[GIVEN TASK] Skip the pictures and extract all of the lines exactly as written.

---------------

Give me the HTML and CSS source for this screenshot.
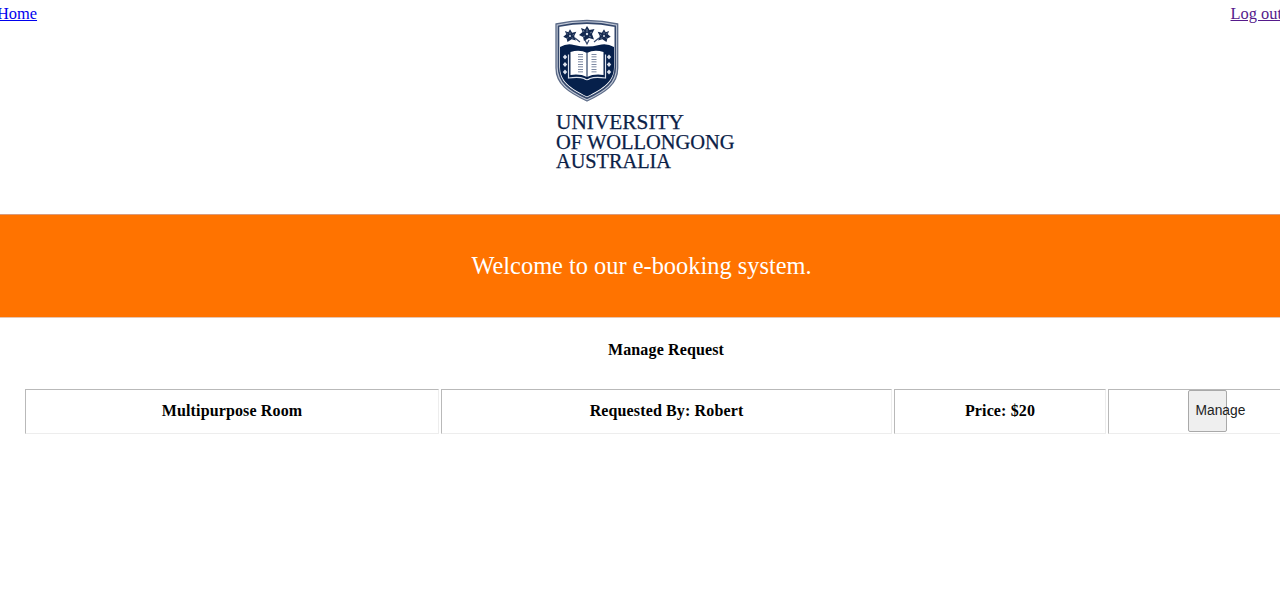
FILE: index.html
```html
<!DOCTYPE html>
<html lang="en">
<head>
<meta charset="utf-8">
<title>Manage Request</title>
<link rel="stylesheet" href="styles.css">
</head>
<body>
<header class="top">
  <a class="home" href="#">Home</a>
  <svg class="logo" width="190" height="160" viewBox="550 15 190 160" role="img" aria-label="University of Wollongong Australia">
    <path d="M556 24Q587 17 617.700 24V68C617.700 84 606 92 587 101C568 92 556 84 556 68Z" fill="#c3cad7" stroke="#5c6b88" stroke-width="1.300"/>
    <path d="M558.500 26.200Q587 20 615.300 26.200V67C615.300 82 605 90 587 98.300C569 90 558.500 82 558.500 67Z" fill="#fff" stroke="#34476b" stroke-width="1.600"/>
    <path d="M560 47Q567 43 574 45Q587 48 599 45Q607 43 614 47V67C614 81 604 88 587 96.500C570 88 560 81 560 67Z" fill="#06204b"/>
    <defs>
      <g id="flower" fill="#14294f">
        <path d="M0-8L2.500-4L7.500-5L5 0L7 5.500L2 4L-3 7L-4 3L-8 1L-4.500-2L-6-6L-2-4.500Z"/>
        <circle r="1.200" fill="#dce2ec"/>
        <path d="M0-5V-2M3-1L5-2M2 2L4 3M-3-2L-4-4M-2 2L-4 3" stroke="#aab3c5" stroke-width=".6"/>
      </g>
      <path id="bead" d="M0-2.600L2.200 0L0 2.600L-2.200 0Z" fill="#dce2ec"/>
    </defs>
    <use href="#flower" transform="translate(570 36) scale(.84)"/>
    <use href="#flower" transform="translate(587 34)"/>
    <use href="#flower" transform="translate(604 36) scale(-.84 .84)"/>
    <path d="M575 38L580 42M599 38L594 42M585 40L587 44L589 40" fill="none" stroke="#34476b" stroke-width="1.200"/>
    <use href="#bead" x="565" y="57"/><use href="#bead" x="565" y="64.500"/><use href="#bead" x="565" y="72"/>
    <use href="#bead" x="609" y="57"/><use href="#bead" x="609" y="64.500"/><use href="#bead" x="609" y="72"/>
    <path d="M568.500 54.500V78Q579 76.500 584 78.500Q587 81 590 78.500Q595 76.500 605.500 78V54.500" fill="none" stroke="#dce2ec" stroke-width="1.200"/>
    <path d="M570.500 52Q580 49 587 53Q594 49 603.500 52V75Q594 73.500 587 77Q580 73.500 570.500 75Z" fill="#fff"/>
    <path d="M587 53V77" stroke="#06204b"/>
    <path class="lines" d="M580.500 54V74M594 54V74"/>
    <g class="wordmark">
      <text x="556" y="129" textLength="128" lengthAdjust="spacingAndGlyphs">UNIVERSITY</text>
      <text x="556" y="148.500" textLength="178.500" lengthAdjust="spacingAndGlyphs">OF WOLLONGONG</text>
      <text x="556" y="167.800" textLength="115" lengthAdjust="spacingAndGlyphs">AUSTRALIA</text>
    </g>
  </svg>
  <a class="logout" href="#">Log out</a>
</header>
<div class="banner">Welcome to our e-booking system.</div>
<main class="requests">
  <h4 class="title">Manage Request</h4>
  <div class="row">
    <div class="cell">Multipurpose Room</div>
    <div class="cell">Requested By: Robert</div>
    <div class="cell">Price: $20</div>
    <div class="cell"><button class="manage">Manage</button></div>
  </div>
</main>
</body>
</html>
```
FILE: styles.css
```css
body {
  margin: 0;
  height: 610px;
  overflow: hidden;
  background: #fff;
  font: 16px "Liberation Serif", "Times New Roman", serif;
}
.top {
  display: grid;
  grid-template-columns: 550px 190px 1fr;
  align-items: start;
  height: 213.6px;
  white-space: nowrap;
}
.home, .logout { margin-top: 5px; line-height: 18px; font-size: 16.4px; }
.home { margin-left: -3px; color: #0000ee; }
.logout { margin-left: 490.5px; color: #551a8b; }
.logo { margin-top: 15px; }
.lines { fill: none; stroke: #526384; stroke-width: 5; stroke-dasharray: .7 1.8; }
.wordmark { fill: #0b2147; stroke: #0b2147; stroke-width: .25px; font: 20px "Liberation Serif", serif; }
.banner {
  box-sizing: border-box;
  height: 104px;
  border-top: 1px solid #d99b7c;
  border-bottom: 1px solid #e5c5b2;
  background: #ff7300;
  color: #fff;
  font-size: 24.4px;
  line-height: 102px;
  text-align: center;
  padding-left: 3px;
}
.requests { width: 1282px; margin-left: 25px; font-weight: bold; letter-spacing: .13px; }
.title { margin: 0; padding-top: 22px; height: 49px; line-height: 20px; font-size: 16px; text-align: center; }
.row { display: grid; grid-template-columns: 414px 451px 212px 198px; column-gap: 2px; height: 45px; }
.cell {
  display: flex;
  box-sizing: border-box;
  align-items: center;
  justify-content: center;
  padding-bottom: 1px;
  border: 1px solid;
  border-color: #b9b9b9 #ededed #ededed #b9b9b9;
}
.manage {
  box-sizing: border-box;
  width: 39px;
  height: 42px;
  padding: 0 7px;
  border: 1px solid #a9a9a9;
  border-radius: 2px;
  background: #efefef;
  color: #222;
  font: 13.8px "Liberation Sans", Arial, sans-serif;
  text-align: left;
}
```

---------------

[THE OUTPUT]
Give me the HTML and CSS source for this screenshot.
FILE: index.html
```html
<!DOCTYPE html>
<html lang="en">
<head>
<meta charset="utf-8">
<title>Manage Request</title>
<link rel="stylesheet" href="styles.css">
</head>
<body>
<header class="top">
  <a class="home" href="#">Home</a>
  <svg class="logo" width="190" height="160" viewBox="550 15 190 160" role="img" aria-label="University of Wollongong Australia">
    <path d="M556 24Q587 17 617.700 24V68C617.700 84 606 92 587 101C568 92 556 84 556 68Z" fill="#c3cad7" stroke="#5c6b88" stroke-width="1.300"/>
    <path d="M558.500 26.200Q587 20 615.300 26.200V67C615.300 82 605 90 587 98.300C569 90 558.500 82 558.500 67Z" fill="#fff" stroke="#34476b" stroke-width="1.600"/>
    <path d="M560 47Q567 43 574 45Q587 48 599 45Q607 43 614 47V67C614 81 604 88 587 96.500C570 88 560 81 560 67Z" fill="#06204b"/>
    <defs>
      <g id="flower" fill="#14294f">
        <path d="M0-8L2.500-4L7.500-5L5 0L7 5.500L2 4L-3 7L-4 3L-8 1L-4.500-2L-6-6L-2-4.500Z"/>
        <circle r="1.200" fill="#dce2ec"/>
        <path d="M0-5V-2M3-1L5-2M2 2L4 3M-3-2L-4-4M-2 2L-4 3" stroke="#aab3c5" stroke-width=".6"/>
      </g>
      <path id="bead" d="M0-2.600L2.200 0L0 2.600L-2.200 0Z" fill="#dce2ec"/>
    </defs>
    <use href="#flower" transform="translate(570 36) scale(.84)"/>
    <use href="#flower" transform="translate(587 34)"/>
    <use href="#flower" transform="translate(604 36) scale(-.84 .84)"/>
    <path d="M575 38L580 42M599 38L594 42M585 40L587 44L589 40" fill="none" stroke="#34476b" stroke-width="1.200"/>
    <use href="#bead" x="565" y="57"/><use href="#bead" x="565" y="64.500"/><use href="#bead" x="565" y="72"/>
    <use href="#bead" x="609" y="57"/><use href="#bead" x="609" y="64.500"/><use href="#bead" x="609" y="72"/>
    <path d="M568.500 54.500V78Q579 76.500 584 78.500Q587 81 590 78.500Q595 76.500 605.500 78V54.500" fill="none" stroke="#dce2ec" stroke-width="1.200"/>
    <path d="M570.500 52Q580 49 587 53Q594 49 603.500 52V75Q594 73.500 587 77Q580 73.500 570.500 75Z" fill="#fff"/>
    <path d="M587 53V77" stroke="#06204b"/>
    <path class="lines" d="M580.500 54V74M594 54V74"/>
    <g class="wordmark">
      <text x="556" y="129" textLength="128" lengthAdjust="spacingAndGlyphs">UNIVERSITY</text>
      <text x="556" y="148.500" textLength="178.500" lengthAdjust="spacingAndGlyphs">OF WOLLONGONG</text>
      <text x="556" y="167.800" textLength="115" lengthAdjust="spacingAndGlyphs">AUSTRALIA</text>
    </g>
  </svg>
  <a class="logout" href="#">Log out</a>
</header>
<div class="banner">Welcome to our e-booking system.</div>
<main class="requests">
  <h4 class="title">Manage Request</h4>
  <div class="row">
    <div class="cell">Multipurpose Room</div>
    <div class="cell">Requested By: Robert</div>
    <div class="cell">Price: $20</div>
    <div class="cell"><button class="manage">Manage</button></div>
  </div>
</main>
</body>
</html>
```
FILE: styles.css
```css
body {
  margin: 0;
  height: 610px;
  overflow: hidden;
  background: #fff;
  font: 16px "Liberation Serif", "Times New Roman", serif;
}
.top {
  display: grid;
  grid-template-columns: 550px 190px 1fr;
  align-items: start;
  height: 213.6px;
  white-space: nowrap;
}
.home, .logout { margin-top: 5px; line-height: 18px; font-size: 16.4px; }
.home { margin-left: -3px; color: #0000ee; }
.logout { margin-left: 490.5px; color: #551a8b; }
.logo { margin-top: 15px; }
.lines { fill: none; stroke: #526384; stroke-width: 5; stroke-dasharray: .7 1.8; }
.wordmark { fill: #0b2147; stroke: #0b2147; stroke-width: .25px; font: 20px "Liberation Serif", serif; }
.banner {
  box-sizing: border-box;
  height: 104px;
  border-top: 1px solid #d99b7c;
  border-bottom: 1px solid #e5c5b2;
  background: #ff7300;
  color: #fff;
  font-size: 24.4px;
  line-height: 102px;
  text-align: center;
  padding-left: 3px;
}
.requests { width: 1282px; margin-left: 25px; font-weight: bold; letter-spacing: .13px; }
.title { margin: 0; padding-top: 22px; height: 49px; line-height: 20px; font-size: 16px; text-align: center; }
.row { display: grid; grid-template-columns: 414px 451px 212px 198px; column-gap: 2px; height: 45px; }
.cell {
  display: flex;
  box-sizing: border-box;
  align-items: center;
  justify-content: center;
  padding-bottom: 1px;
  border: 1px solid;
  border-color: #b9b9b9 #ededed #ededed #b9b9b9;
}
.manage {
  box-sizing: border-box;
  width: 39px;
  height: 42px;
  padding: 0 7px;
  border: 1px solid #a9a9a9;
  border-radius: 2px;
  background: #efefef;
  color: #222;
  font: 13.8px "Liberation Sans", Arial, sans-serif;
  text-align: left;
}
```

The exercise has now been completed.